-- The request --
Select and reproduce each line of the listing below that bears the string "styles".

-- Data lines --
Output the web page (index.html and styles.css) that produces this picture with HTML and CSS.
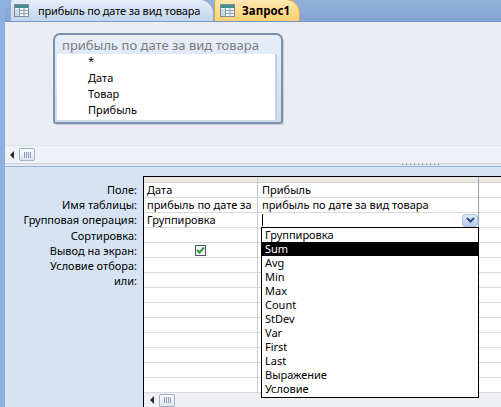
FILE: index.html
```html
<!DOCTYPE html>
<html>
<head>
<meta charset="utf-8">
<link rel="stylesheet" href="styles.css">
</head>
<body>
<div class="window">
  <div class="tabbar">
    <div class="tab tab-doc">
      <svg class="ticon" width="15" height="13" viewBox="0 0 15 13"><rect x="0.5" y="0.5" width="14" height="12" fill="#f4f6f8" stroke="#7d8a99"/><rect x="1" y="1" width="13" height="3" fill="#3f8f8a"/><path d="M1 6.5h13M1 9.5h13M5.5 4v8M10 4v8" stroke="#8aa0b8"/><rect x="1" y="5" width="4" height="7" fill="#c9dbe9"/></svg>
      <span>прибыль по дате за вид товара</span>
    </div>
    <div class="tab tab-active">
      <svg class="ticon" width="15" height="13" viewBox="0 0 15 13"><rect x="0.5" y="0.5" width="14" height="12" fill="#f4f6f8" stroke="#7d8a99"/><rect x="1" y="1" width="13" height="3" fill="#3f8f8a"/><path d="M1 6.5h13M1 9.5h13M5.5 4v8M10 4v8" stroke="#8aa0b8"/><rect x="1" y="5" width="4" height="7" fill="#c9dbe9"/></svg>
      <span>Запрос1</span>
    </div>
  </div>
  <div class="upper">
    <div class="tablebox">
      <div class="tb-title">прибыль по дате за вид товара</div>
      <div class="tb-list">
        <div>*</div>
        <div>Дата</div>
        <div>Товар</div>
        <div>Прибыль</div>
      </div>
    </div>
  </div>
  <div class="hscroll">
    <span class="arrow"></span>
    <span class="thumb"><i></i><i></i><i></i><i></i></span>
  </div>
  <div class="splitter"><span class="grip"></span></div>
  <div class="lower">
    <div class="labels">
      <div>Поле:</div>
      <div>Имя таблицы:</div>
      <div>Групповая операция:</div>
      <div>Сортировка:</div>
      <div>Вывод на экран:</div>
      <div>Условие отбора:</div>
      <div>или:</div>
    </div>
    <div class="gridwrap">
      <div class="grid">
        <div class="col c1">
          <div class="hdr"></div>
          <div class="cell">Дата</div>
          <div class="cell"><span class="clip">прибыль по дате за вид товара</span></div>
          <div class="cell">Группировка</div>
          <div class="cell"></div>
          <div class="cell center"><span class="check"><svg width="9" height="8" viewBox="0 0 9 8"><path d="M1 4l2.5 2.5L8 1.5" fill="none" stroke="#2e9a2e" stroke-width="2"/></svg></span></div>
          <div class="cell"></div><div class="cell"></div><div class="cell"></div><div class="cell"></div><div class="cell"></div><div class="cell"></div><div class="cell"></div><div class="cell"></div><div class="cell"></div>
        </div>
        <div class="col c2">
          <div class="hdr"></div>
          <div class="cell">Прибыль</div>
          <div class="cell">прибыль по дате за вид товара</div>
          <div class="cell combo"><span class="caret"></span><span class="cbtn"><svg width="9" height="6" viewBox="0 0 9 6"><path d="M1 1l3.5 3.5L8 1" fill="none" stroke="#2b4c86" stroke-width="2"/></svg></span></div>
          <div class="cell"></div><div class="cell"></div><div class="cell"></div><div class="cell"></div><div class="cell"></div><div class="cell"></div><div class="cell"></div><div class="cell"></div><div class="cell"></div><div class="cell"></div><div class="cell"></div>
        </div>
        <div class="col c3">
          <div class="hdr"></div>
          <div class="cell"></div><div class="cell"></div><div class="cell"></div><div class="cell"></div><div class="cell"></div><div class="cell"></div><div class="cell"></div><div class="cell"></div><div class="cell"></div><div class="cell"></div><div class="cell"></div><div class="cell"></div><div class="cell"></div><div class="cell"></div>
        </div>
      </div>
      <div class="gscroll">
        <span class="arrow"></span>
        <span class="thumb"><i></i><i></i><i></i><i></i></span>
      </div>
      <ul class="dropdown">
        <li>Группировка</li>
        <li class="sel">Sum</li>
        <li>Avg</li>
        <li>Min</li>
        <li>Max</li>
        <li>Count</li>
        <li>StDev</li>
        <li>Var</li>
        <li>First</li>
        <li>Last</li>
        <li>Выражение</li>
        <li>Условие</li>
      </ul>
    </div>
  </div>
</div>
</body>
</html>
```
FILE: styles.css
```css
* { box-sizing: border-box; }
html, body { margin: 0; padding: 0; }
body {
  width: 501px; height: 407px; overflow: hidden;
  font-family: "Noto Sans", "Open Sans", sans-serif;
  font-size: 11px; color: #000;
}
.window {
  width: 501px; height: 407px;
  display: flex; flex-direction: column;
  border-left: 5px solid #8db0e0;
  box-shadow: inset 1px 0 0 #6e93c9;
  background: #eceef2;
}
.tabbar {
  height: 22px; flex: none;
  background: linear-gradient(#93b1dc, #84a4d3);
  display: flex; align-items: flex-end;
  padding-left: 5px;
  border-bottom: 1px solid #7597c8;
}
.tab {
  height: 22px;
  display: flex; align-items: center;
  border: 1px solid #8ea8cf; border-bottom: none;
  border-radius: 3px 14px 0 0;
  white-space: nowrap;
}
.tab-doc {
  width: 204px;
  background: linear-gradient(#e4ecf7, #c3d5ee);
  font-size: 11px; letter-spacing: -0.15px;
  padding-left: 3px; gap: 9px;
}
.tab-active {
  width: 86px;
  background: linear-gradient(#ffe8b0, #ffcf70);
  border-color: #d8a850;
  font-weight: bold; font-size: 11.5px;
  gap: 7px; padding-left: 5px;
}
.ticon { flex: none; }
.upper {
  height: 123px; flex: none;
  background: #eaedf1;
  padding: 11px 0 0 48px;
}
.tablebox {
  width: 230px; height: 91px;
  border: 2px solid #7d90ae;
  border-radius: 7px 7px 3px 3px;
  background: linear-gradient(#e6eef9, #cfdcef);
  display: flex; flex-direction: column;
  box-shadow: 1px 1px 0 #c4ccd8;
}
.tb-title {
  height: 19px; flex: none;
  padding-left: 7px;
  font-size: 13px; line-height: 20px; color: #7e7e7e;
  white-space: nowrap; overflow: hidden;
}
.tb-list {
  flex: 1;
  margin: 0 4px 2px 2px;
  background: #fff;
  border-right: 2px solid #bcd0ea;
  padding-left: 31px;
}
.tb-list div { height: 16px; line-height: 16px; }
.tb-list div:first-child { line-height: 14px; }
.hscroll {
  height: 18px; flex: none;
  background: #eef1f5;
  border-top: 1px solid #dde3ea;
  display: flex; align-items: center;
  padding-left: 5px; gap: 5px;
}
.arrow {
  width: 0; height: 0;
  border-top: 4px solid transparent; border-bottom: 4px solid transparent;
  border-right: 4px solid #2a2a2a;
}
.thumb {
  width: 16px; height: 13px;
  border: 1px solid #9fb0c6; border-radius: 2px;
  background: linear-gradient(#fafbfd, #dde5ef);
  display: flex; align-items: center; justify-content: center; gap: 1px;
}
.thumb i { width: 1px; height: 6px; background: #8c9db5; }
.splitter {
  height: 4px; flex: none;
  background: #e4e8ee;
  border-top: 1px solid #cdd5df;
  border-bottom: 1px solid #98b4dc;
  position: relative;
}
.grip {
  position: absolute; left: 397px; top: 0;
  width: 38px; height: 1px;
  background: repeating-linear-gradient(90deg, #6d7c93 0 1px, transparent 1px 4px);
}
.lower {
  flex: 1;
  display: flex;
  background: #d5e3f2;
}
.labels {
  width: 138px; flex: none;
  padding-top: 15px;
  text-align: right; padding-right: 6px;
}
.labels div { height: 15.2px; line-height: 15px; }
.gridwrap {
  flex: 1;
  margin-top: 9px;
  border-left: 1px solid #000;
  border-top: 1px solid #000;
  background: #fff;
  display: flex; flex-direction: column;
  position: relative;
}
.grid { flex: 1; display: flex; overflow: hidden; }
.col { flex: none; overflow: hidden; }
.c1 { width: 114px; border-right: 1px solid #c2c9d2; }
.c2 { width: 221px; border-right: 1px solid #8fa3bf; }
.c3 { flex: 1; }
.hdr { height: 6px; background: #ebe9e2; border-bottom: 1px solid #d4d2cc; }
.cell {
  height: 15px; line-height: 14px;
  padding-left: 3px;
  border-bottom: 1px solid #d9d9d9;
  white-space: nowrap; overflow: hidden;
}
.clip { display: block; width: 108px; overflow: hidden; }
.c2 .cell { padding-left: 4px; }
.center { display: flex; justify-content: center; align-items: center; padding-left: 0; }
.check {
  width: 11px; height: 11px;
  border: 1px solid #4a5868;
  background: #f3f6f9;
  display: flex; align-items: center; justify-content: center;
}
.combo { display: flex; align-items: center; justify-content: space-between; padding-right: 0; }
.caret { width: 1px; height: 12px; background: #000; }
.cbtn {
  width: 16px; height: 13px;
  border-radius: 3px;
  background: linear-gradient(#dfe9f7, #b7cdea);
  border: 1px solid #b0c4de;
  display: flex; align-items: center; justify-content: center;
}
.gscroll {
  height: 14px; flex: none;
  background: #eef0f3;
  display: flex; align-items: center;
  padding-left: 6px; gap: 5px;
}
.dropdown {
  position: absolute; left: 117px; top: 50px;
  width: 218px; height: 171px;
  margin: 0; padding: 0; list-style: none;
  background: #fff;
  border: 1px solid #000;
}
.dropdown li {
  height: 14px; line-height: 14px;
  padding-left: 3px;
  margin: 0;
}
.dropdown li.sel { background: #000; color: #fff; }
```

-- Response for this exercise --
Output the web page (index.html and styles.css) that produces this picture with HTML and CSS.
<link rel="stylesheet" href="styles.css">
FILE: styles.css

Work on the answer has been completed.